[Start]

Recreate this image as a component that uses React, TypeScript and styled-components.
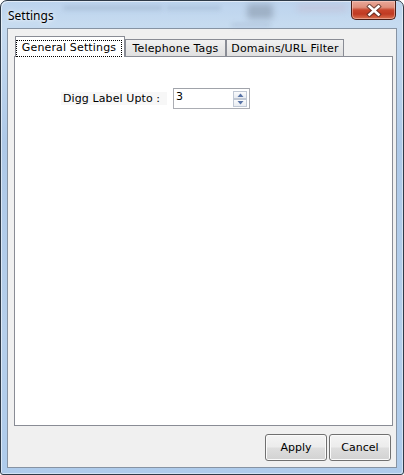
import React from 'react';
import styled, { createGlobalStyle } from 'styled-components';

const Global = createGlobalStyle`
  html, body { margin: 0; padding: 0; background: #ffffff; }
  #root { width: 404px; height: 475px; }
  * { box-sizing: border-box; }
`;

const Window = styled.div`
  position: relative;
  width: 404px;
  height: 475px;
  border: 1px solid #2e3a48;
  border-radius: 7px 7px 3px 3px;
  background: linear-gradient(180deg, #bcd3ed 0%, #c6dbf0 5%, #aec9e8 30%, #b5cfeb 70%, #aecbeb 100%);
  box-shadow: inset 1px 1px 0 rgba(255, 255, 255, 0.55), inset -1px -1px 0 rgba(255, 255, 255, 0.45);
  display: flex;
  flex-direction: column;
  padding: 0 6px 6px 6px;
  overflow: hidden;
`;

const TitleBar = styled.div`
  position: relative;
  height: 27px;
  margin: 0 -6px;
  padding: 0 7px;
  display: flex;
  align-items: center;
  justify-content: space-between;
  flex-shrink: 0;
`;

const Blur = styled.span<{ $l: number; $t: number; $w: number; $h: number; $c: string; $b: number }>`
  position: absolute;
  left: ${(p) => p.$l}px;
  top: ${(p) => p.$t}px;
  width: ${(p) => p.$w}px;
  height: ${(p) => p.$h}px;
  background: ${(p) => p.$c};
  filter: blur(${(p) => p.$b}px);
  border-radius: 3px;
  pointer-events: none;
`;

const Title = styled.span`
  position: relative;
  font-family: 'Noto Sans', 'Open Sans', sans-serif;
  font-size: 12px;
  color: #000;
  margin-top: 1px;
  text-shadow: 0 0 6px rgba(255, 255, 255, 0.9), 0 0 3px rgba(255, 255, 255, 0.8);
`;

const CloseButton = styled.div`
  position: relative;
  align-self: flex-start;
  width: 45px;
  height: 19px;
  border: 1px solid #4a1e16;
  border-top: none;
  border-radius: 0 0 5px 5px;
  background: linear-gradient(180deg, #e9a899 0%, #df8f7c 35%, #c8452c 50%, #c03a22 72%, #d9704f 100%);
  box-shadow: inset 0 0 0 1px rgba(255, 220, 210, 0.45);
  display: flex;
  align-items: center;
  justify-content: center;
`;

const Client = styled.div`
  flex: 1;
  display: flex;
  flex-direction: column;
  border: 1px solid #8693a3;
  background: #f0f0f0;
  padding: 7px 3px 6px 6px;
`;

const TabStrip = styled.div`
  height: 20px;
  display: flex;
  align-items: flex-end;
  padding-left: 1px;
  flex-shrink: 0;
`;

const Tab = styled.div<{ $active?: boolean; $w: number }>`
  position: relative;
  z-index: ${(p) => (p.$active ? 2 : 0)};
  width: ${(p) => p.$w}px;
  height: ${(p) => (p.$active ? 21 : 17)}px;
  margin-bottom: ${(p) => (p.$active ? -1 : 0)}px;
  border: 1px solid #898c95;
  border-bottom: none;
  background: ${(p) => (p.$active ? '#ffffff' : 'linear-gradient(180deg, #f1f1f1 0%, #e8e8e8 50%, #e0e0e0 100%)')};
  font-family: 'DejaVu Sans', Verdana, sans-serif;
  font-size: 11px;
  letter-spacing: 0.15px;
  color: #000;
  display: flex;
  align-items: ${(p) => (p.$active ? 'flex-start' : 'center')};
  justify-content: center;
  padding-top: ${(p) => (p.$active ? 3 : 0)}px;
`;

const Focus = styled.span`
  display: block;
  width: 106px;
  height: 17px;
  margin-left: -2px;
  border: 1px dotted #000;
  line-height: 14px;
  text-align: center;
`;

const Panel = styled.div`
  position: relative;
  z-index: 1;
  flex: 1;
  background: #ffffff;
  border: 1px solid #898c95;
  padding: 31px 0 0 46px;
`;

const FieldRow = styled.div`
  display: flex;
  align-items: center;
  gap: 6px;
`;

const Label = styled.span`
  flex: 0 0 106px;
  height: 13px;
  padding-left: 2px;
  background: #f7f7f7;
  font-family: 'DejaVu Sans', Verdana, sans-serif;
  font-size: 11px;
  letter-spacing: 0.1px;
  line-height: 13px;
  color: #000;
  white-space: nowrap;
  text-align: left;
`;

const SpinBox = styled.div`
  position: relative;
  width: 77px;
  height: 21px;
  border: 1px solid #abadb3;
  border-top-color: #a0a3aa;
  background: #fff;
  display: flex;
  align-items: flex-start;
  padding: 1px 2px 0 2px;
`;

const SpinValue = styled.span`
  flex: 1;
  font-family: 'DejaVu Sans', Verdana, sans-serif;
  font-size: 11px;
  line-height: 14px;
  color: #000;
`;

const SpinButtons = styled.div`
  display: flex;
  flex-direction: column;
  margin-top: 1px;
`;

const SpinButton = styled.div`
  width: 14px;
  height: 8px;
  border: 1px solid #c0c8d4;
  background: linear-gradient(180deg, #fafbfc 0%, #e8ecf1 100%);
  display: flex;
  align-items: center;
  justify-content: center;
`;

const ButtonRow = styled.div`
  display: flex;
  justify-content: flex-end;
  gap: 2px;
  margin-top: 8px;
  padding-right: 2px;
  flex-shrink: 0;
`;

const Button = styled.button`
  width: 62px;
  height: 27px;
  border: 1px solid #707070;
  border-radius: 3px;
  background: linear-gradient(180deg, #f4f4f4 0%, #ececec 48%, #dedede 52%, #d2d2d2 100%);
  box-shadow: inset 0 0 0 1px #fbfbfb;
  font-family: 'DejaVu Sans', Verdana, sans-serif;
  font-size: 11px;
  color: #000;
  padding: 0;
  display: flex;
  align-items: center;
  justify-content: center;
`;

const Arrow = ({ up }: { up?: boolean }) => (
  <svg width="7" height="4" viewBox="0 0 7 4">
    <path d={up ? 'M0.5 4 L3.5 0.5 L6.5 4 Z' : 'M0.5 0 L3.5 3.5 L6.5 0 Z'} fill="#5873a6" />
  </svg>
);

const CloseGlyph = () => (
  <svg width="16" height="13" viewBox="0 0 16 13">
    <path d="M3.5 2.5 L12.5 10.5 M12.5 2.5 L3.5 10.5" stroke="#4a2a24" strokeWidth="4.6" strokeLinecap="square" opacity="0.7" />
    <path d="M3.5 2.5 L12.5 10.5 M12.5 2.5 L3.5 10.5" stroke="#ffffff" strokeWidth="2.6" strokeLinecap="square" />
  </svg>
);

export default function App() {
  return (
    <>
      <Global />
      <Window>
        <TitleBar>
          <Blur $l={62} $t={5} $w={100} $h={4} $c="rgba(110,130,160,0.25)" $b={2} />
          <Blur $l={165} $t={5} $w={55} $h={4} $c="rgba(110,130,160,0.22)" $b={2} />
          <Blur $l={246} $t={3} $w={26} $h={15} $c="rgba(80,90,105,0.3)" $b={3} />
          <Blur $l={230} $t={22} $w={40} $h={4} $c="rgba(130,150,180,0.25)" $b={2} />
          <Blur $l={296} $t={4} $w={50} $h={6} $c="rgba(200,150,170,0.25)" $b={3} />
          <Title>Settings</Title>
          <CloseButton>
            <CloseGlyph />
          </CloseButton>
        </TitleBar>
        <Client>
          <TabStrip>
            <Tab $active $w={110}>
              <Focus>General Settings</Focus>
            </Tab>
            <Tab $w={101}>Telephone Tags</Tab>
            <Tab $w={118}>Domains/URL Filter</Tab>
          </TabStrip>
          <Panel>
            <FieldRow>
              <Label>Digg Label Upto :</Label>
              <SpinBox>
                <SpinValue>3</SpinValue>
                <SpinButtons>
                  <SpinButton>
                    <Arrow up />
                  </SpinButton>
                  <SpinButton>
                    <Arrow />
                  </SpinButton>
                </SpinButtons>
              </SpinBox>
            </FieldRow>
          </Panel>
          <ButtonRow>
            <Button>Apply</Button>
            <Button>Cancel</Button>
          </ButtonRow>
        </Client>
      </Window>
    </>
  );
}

[End]

**What the task asks**:
Of all the lines in the data above, state how many include "components". Say only the number.

**Task result**:
2